ARM Cortex-A77

The ARM Cortex-A77 is a central processing unit implementing the ARMv8.2-A 64-bit instruction set designed by ARM Holdings' Austin design centre.[1] ARM announced an increase of 23% and 35% in integer and floating point performance, respectively. Memory bandwidth increased 15% relative to the A76.[1]

ARM Cortex-A77
General information
Launched2019
Designed byARM Holdings
Max. CPU clock rateto 3.35 GHz in phones and 3.3 GHz in tablets/laptops 
Cache
L1 cache128 KiB (64 KiB I-cache with parity, 64 KiB D-cache) per core
L2 cache256–512 KiB
L3 cache1–4 MiB
Architecture and classification
MicroarchitectureARM Cortex-A77
Instruction setARMv8-A
Extensions
Physical specifications
Cores
  • 1–4 per cluster
Products, models, variants
Product code name(s)
  • Deimos
History
Predecessor(s)ARM Cortex-A76
Successor(s)ARM Cortex-A78, ARM Cortex-X1

Design

The Cortex-A77 serves as the successor of the Cortex-A76. The Cortex-A77 is a 4-wide decode out-of-order superscalar design with a new 1.5K macro-OP (MOPs) cache. It can fetch 4 instructions and 6 Mops per cycle. And rename and dispatch 6 Mops, and 13 µops per cycle. The out-of-order window size has been increased to 160 entries. The backend is 12 execution ports with a 50% increase over Cortex-A76. It has a pipeline depth of 13 stages and the execution latencies of 10 stages.[1][2]

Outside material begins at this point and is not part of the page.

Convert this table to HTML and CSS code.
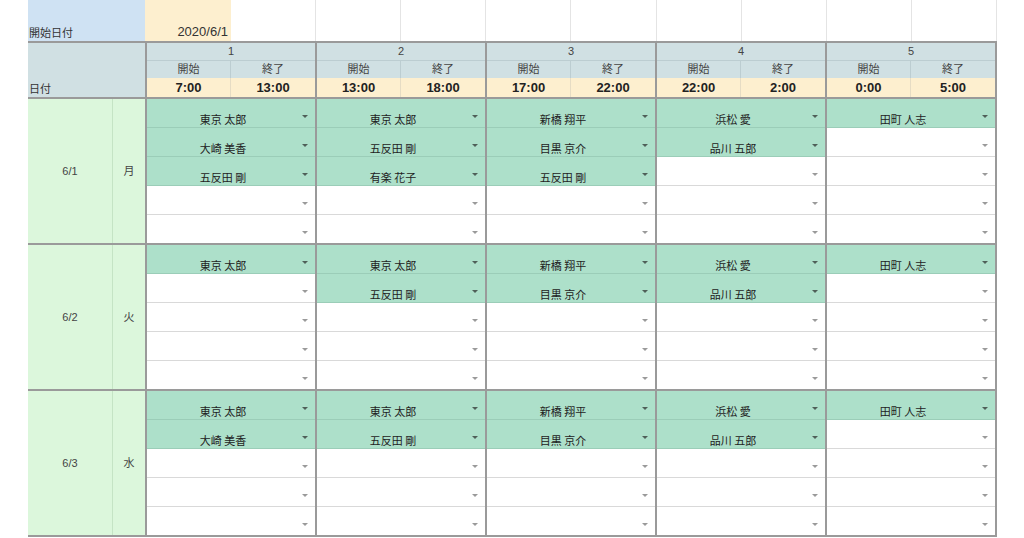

There are six pipelines in the integer cluster – an increase of two additional integer pipelines from Cortex-A76. One of the changes from Cortex-A76 is the unification of the issue queues. Previously each pipeline had its own issue queue. On Cortex-A77, there is now a single unified issue queue which improves efficiency. Cortex-A77 added a new fourth general math ALU with a typical 1-cycle simple math operations and some 2-cycle more complex operations. In total, there are three simple ALUs that perform arithmetic and logical data processing operations and a fourth port which has support for complex arithmetic (e.g. MAC, DIV). Cortex-A77 also added a second branch ALU, doubling the throughput for branches.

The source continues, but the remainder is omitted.